According to a Cochrane review, a single oral dose of nasal decongestant in the common cold is modestly effective for the short-term relief of congestion in adults; however, data on the use of decongestants in children are insufficient. Therefore, decongestants are not recommended for use in children under 12 years of age with the common cold. Oral decongestants are also contraindicated in patients with hypertension, coronary artery disease, and history of bleeding strokes.
Over-the-counter cough medicine
No good evidence exists for or against the effectiveness of over-the-counter cough medications for reducing coughing in adults or children. Children under 2 years old should not be given any type of cough or cold medicine due to the potential for life-threatening side effects.
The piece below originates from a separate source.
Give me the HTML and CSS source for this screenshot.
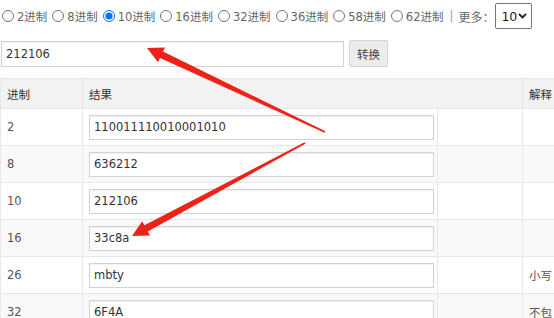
FILE: index.html
```html
<!DOCTYPE html>
<html>
<head>
    <title>进制转换</title>
    <link rel="stylesheet" href="styles.css">
</head>
<body>
<div class="page">
    <div class="base-bar">
        <label class="base-opt"><input type="radio" name="base">2进制</label>
        <label class="base-opt"><input type="radio" name="base">8进制</label>
        <label class="base-opt"><input type="radio" name="base" checked>10进制</label>
        <label class="base-opt"><input type="radio" name="base">16进制</label>
        <label class="base-opt"><input type="radio" name="base">32进制</label>
        <label class="base-opt"><input type="radio" name="base">36进制</label>
        <label class="base-opt"><input type="radio" name="base">58进制</label>
        <label class="base-opt"><input type="radio" name="base">62进制</label>
        <span class="sep">|</span>
        <span class="more">更多&#xFF1A;</span>
        <div class="more-select">
            <span>10</span>
            <svg width="9" height="6" viewBox="0 0 9 6"><path d="M1 1 L4.5 4.5 L8 1" fill="none" stroke="#222" stroke-width="1.8"/></svg>
        </div>
    </div>

    <div class="input-row">
        <input type="text" class="num-input" value="212106">
        <button type="button" class="convert-btn">转换</button>
    </div>

    <table class="result-table">
        <colgroup>
            <col class="col-base">
            <col class="col-result">
            <col class="col-empty">
            <col class="col-note">
        </colgroup>
        <tr class="head">
            <th>进制</th>
            <th colspan="2">结果</th>
            <th>解释</th>
        </tr>
        <tr>
            <td>2</td>
            <td><input type="text" class="res-input" value="110011110010001010"></td>
            <td></td>
            <td></td>
        </tr>
        <tr class="alt">
            <td>8</td>
            <td><input type="text" class="res-input" value="636212"></td>
            <td></td>
            <td></td>
        </tr>
        <tr>
            <td>10</td>
            <td><input type="text" class="res-input" value="212106"></td>
            <td></td>
            <td></td>
        </tr>
        <tr class="alt">
            <td>16</td>
            <td><input type="text" class="res-input" value="33c8a"></td>
            <td></td>
            <td></td>
        </tr>
        <tr>
            <td>26</td>
            <td><input type="text" class="res-input" value="mbty"></td>
            <td></td>
            <td>小写</td>
        </tr>
        <tr class="alt">
            <td>32</td>
            <td><input type="text" class="res-input" value="6F4A"></td>
            <td></td>
            <td>不包</td>
        </tr>
    </table>

    <!-- red arrows drawn on top of the screenshot -->
    <svg class="arrows" width="554" height="318" viewBox="0 0 554 318">
        <polygon fill="#ec2417" points="147,48 165,47.4 163,51.6 325.4,131.3 324.6,132.7 160,58 158,62.2"/>
        <polygon fill="#ec2417" points="132,236 150,235.6 147.8,231.5 305.4,143.7 304.6,142.3 144.4,225.3 142.2,221.2"/>
    </svg>
</div>
</body>
</html>
```

FILE: styles.css
```css
body {
    margin: 0;
    font-family: "DejaVu Sans", "Noto Sans CJK SC", sans-serif;
    font-size: 11.5px;
    color: #555;
    background-color: #fff;
}

.page {
    position: relative;
    width: 554px;
    height: 318px;
    overflow: hidden;
}

.base-bar {
    display: flex;
    align-items: center;
    height: 32px;
    padding-left: 2px;
    white-space: nowrap;
    color: #666;
}

.base-opt {
    display: flex;
    align-items: center;
    margin-right: 5px;
}

.base-opt input {
    width: 12px;
    height: 12px;
    margin: 0 3px 0 0;
}

.sep {
    margin: 0 5px 0 1px;
    color: #999;
}

.more {
    font-family: "Noto Sans CJK SC", sans-serif;
    font-size: 12px;
    margin-right: 1px;
}

.more-select {
    box-sizing: border-box;
    display: flex;
    align-items: center;
    justify-content: space-between;
    width: 37px;
    height: 26px;
    padding: 0 4px 0 5px;
    border: 1px solid #767676;
    border-radius: 2px;
    font-size: 12.5px;
    color: #222;
    background-color: #fff;
}

.input-row {
    display: flex;
    align-items: center;
    margin-top: 8px;
    padding-left: 1px;
}

.num-input {
    box-sizing: border-box;
    width: 343px;
    height: 26px;
    border: 1px solid #d2d2d2;
    box-shadow: inset 0 1px 1px rgba(0, 0, 0, 0.06);
    padding: 0 4px;
    font-family: "DejaVu Sans", sans-serif;
    font-size: 11.5px;
    color: #333;
    outline: none;
}

.convert-btn {
    box-sizing: border-box;
    width: 39px;
    height: 27px;
    margin-left: 5px;
    background-color: #ececec;
    border: 1px solid #d6d6d6;
    border-radius: 2px;
    font-family: "Noto Sans CJK SC", sans-serif;
    font-size: 11.5px;
    color: #444;
    padding: 0;
}

.result-table {
    margin-top: 11px;
    border-collapse: collapse;
    table-layout: fixed;
    width: 700px;
}

.col-base {
    width: 82px;
}

.col-result {
    width: 355px;
}

.col-empty {
    width: 85px;
}

.col-note {
    width: 178px;
}

.result-table th,
.result-table td {
    border: 1px solid #e8e8e8;
    height: 37px;
    padding: 0 0 0 6px;
    text-align: left;
    white-space: nowrap;
    overflow: hidden;
    box-sizing: border-box;
}

.result-table .head th {
    height: 30px;
    background-color: #f2f2f2;
    font-weight: normal;
    color: #333;
}

.result-table tr.alt td {
    background-color: #f9f9f9;
}

.res-input {
    box-sizing: border-box;
    display: block;
    width: 345px;
    height: 25px;
    border: 1px solid #d2d2d2;
    box-shadow: inset 0 1px 1px rgba(0, 0, 0, 0.06);
    padding: 0 4px;
    font-family: "DejaVu Sans", sans-serif;
    font-size: 11.5px;
    color: #333;
    background-color: #fff;
    outline: none;
}

.arrows {
    position: absolute;
    left: 0;
    top: 0;
    pointer-events: none;
}
```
In addition, according to the American Academy of Pediatrics, the use of cough medicine to relieve cough symptoms should be avoided in children under 4 years old, and the safety is questioned for children under 6 years old.
Mucolytics such as acetylcysteine and carbocystine are widely prescriped for upper and lower respiratory tract infection without chronic broncho-pulmonary disease. However, in 2013 a Cochrane review reported their efficacy to be limited. Acetylcystine is considered to be safe for the children older than 2 years.
Routine supplementation with vitamin C is not justified, as it does not appear to be effective in reducing the incidence of common colds in the general population. The use of vitamin C in the inhibition and treatment of upper respiratory infections has been suggested since the initial isolation of vitamin C in the 1930s. Some evidence exists to indicate that it could be justified in persons exposed to brief periods of severe physical exercise and/or cold environments. Given that vitamin C supplements are inexpensive and safe, people with common colds may consider trying vitamin C supplements to assess whether they are therapeutically beneficial in their case.